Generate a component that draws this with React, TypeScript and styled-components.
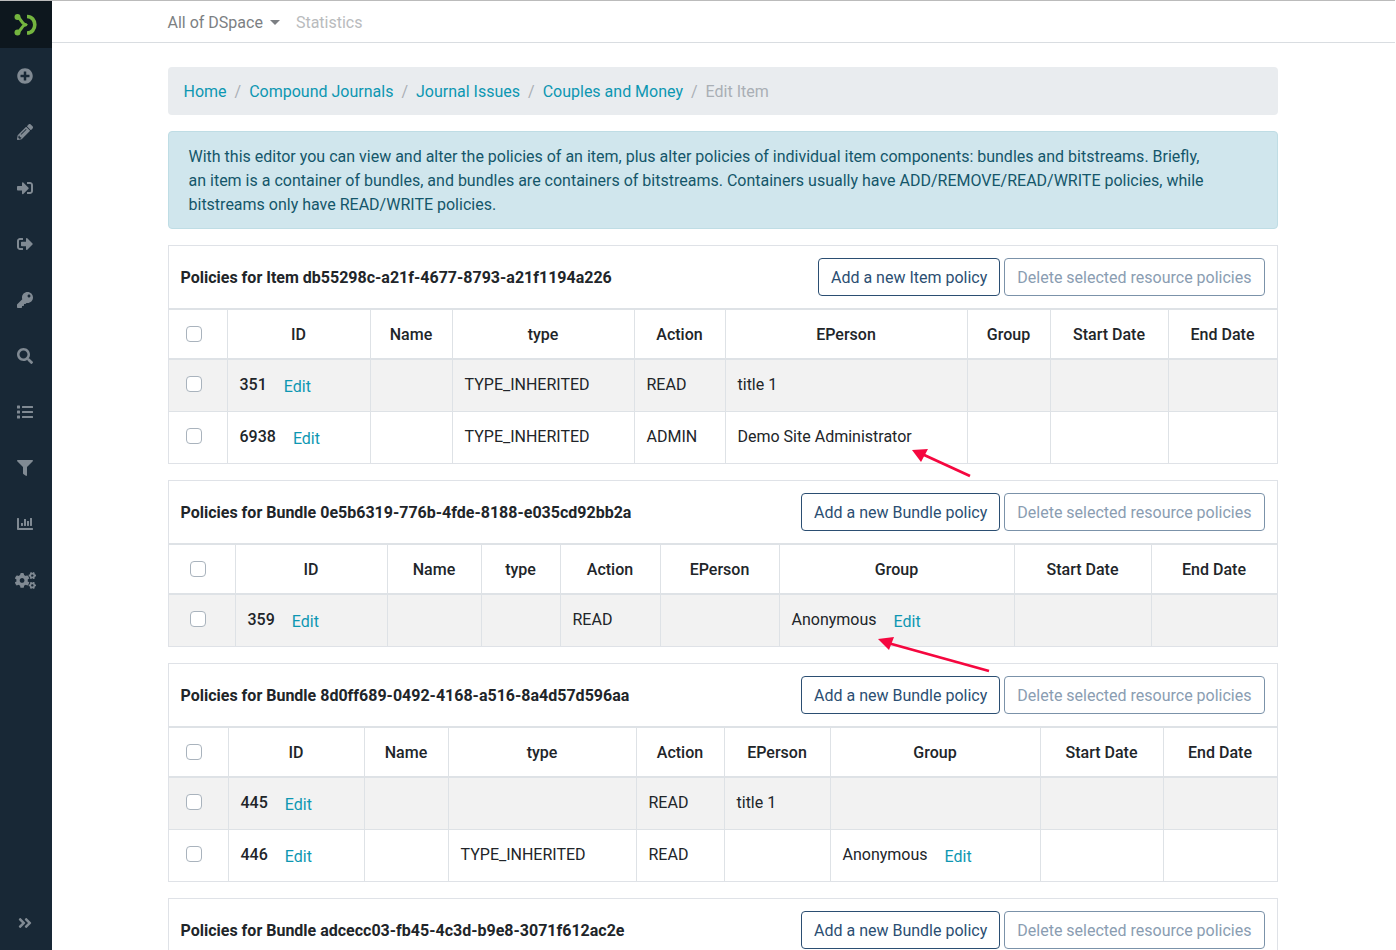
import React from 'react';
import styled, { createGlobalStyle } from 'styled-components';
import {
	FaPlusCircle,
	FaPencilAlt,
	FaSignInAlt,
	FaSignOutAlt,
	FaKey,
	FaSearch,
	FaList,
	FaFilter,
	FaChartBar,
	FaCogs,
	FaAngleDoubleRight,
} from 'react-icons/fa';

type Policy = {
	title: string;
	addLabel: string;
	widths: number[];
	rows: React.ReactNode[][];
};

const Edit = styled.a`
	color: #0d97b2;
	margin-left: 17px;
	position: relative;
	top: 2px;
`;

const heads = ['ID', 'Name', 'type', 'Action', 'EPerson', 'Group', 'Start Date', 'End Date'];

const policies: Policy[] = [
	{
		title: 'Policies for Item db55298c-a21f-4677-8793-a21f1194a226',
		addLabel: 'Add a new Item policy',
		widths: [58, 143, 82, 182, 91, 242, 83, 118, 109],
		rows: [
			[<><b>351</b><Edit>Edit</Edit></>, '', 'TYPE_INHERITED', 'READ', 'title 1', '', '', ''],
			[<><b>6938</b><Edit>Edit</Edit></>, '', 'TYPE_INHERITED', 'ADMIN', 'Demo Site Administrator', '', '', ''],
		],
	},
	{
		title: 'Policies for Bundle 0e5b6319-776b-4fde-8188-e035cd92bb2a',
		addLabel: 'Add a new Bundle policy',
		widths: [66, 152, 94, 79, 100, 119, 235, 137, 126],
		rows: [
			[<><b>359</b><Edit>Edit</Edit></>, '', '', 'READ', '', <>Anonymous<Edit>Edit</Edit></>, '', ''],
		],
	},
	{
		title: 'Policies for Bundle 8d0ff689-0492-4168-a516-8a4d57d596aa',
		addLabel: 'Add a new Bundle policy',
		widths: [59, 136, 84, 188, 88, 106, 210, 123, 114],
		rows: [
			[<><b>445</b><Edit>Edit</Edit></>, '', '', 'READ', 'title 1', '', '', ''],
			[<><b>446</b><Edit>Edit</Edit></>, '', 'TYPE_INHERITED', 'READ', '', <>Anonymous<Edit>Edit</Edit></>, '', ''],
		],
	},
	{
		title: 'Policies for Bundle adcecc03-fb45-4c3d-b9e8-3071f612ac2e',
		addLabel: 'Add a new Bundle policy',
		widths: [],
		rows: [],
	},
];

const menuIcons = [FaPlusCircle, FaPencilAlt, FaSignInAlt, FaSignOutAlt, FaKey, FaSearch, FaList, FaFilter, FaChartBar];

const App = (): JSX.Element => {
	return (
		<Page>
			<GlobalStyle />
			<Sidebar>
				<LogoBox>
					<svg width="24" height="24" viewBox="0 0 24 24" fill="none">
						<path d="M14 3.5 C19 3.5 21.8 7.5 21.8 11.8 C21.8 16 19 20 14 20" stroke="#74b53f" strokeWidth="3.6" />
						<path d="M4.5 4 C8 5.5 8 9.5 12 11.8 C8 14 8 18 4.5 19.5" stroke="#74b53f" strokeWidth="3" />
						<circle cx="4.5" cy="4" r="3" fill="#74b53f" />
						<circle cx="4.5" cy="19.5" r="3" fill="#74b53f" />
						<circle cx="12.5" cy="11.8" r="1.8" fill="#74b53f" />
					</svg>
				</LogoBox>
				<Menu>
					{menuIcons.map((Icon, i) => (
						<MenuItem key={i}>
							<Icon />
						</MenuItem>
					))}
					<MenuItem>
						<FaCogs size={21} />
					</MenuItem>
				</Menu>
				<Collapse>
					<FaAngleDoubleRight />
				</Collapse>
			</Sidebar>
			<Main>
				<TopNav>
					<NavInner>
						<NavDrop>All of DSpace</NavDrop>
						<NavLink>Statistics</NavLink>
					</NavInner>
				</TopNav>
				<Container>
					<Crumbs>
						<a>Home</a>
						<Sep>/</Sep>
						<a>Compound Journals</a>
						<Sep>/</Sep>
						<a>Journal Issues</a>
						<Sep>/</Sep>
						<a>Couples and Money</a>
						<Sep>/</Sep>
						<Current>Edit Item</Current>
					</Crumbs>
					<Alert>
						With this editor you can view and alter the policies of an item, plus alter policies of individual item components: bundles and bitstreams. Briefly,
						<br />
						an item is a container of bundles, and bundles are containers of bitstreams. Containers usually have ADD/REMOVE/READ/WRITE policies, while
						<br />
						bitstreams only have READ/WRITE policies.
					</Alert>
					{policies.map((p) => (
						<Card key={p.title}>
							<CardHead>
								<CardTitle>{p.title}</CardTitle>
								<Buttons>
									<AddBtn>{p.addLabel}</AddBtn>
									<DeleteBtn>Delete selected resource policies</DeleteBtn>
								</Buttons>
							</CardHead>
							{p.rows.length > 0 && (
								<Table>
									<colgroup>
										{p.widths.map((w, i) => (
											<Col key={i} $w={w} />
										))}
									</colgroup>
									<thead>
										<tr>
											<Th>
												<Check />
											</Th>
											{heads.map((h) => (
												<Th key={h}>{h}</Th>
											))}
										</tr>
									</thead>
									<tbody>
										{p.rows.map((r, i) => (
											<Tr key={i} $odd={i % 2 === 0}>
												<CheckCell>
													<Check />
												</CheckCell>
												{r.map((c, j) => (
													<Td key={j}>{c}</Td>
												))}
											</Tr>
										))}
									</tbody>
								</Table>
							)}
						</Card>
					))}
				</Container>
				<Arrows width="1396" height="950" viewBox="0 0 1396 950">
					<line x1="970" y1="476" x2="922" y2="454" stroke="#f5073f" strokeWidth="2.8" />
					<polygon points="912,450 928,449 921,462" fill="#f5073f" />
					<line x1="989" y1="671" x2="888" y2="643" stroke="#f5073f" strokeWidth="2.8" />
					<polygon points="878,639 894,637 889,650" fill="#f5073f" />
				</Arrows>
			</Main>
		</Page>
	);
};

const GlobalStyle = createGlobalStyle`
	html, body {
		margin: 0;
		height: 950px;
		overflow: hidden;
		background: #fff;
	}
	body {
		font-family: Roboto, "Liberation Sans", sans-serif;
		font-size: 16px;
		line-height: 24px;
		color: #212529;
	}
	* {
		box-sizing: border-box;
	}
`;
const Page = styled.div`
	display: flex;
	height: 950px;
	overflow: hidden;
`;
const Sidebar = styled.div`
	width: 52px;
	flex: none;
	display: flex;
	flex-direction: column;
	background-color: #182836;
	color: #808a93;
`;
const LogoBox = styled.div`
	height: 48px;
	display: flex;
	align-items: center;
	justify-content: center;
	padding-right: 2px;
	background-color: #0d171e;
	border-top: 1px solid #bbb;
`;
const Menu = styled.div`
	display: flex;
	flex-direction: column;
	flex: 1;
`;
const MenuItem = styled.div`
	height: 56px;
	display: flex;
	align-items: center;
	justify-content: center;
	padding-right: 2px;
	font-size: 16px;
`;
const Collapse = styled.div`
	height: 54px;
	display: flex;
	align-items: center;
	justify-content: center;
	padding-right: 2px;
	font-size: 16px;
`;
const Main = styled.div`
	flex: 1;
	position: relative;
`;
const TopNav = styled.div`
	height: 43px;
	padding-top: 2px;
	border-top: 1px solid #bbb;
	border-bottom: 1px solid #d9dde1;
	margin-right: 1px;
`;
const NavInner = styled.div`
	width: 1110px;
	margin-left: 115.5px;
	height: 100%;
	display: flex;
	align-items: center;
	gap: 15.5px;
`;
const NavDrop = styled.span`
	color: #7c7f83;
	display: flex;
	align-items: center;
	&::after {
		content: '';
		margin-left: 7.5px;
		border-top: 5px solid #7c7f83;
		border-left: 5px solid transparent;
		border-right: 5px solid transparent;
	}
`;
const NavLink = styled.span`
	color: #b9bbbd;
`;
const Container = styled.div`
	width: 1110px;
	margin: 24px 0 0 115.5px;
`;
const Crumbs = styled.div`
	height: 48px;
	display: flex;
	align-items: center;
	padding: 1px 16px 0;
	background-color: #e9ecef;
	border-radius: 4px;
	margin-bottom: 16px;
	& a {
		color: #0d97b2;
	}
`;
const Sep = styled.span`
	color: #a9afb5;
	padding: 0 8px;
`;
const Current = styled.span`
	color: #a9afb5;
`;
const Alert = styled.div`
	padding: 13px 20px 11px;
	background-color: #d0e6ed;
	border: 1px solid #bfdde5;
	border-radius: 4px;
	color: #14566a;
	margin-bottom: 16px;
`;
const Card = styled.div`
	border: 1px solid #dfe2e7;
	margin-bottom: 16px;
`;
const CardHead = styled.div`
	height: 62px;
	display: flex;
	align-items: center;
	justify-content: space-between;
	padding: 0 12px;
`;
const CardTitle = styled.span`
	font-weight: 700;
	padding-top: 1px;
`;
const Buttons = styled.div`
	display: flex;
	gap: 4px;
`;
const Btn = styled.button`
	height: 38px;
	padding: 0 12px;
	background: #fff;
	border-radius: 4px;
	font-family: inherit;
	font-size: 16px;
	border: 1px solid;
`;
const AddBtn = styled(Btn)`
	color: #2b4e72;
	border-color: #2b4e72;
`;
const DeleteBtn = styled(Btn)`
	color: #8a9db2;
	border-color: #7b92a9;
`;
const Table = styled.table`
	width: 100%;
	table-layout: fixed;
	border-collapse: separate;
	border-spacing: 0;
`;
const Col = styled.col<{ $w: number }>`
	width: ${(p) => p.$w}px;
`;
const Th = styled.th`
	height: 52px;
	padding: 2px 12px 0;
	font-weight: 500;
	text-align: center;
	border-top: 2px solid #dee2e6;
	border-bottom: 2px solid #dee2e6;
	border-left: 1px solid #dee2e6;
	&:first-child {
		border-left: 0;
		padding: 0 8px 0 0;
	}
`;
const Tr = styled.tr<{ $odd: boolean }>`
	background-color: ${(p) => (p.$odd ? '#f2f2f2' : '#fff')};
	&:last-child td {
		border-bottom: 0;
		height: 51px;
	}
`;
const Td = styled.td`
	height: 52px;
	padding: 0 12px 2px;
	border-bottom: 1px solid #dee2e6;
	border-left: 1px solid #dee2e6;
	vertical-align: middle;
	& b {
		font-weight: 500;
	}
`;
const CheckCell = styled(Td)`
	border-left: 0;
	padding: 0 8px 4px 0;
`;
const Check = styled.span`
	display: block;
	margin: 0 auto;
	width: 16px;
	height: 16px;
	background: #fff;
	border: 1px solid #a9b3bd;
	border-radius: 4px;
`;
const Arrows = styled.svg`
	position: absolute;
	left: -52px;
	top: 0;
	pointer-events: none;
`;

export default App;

------------------------------------

* **Aim of the exercise**
Write out each line of the listing above, exactly, from its first line to the line holding "Date', 'End Date'];", inclusive. Skip the pictures.

* **Task answer**
Generate a component that draws this with React, TypeScript and styled-components.
import React from 'react';
import styled, { createGlobalStyle } from 'styled-components';
import {
	FaPlusCircle,
	FaPencilAlt,
	FaSignInAlt,
	FaSignOutAlt,
	FaKey,
	FaSearch,
	FaList,
	FaFilter,
	FaChartBar,
	FaCogs,
	FaAngleDoubleRight,
} from 'react-icons/fa';

type Policy = {
	title: string;
	addLabel: string;
	widths: number[];
	rows: React.ReactNode[][];
};

const Edit = styled.a`
	color: #0d97b2;
	margin-left: 17px;
	position: relative;
	top: 2px;
`;

const heads = ['ID', 'Name', 'type', 'Action', 'EPerson', 'Group', 'Start Date', 'End Date'];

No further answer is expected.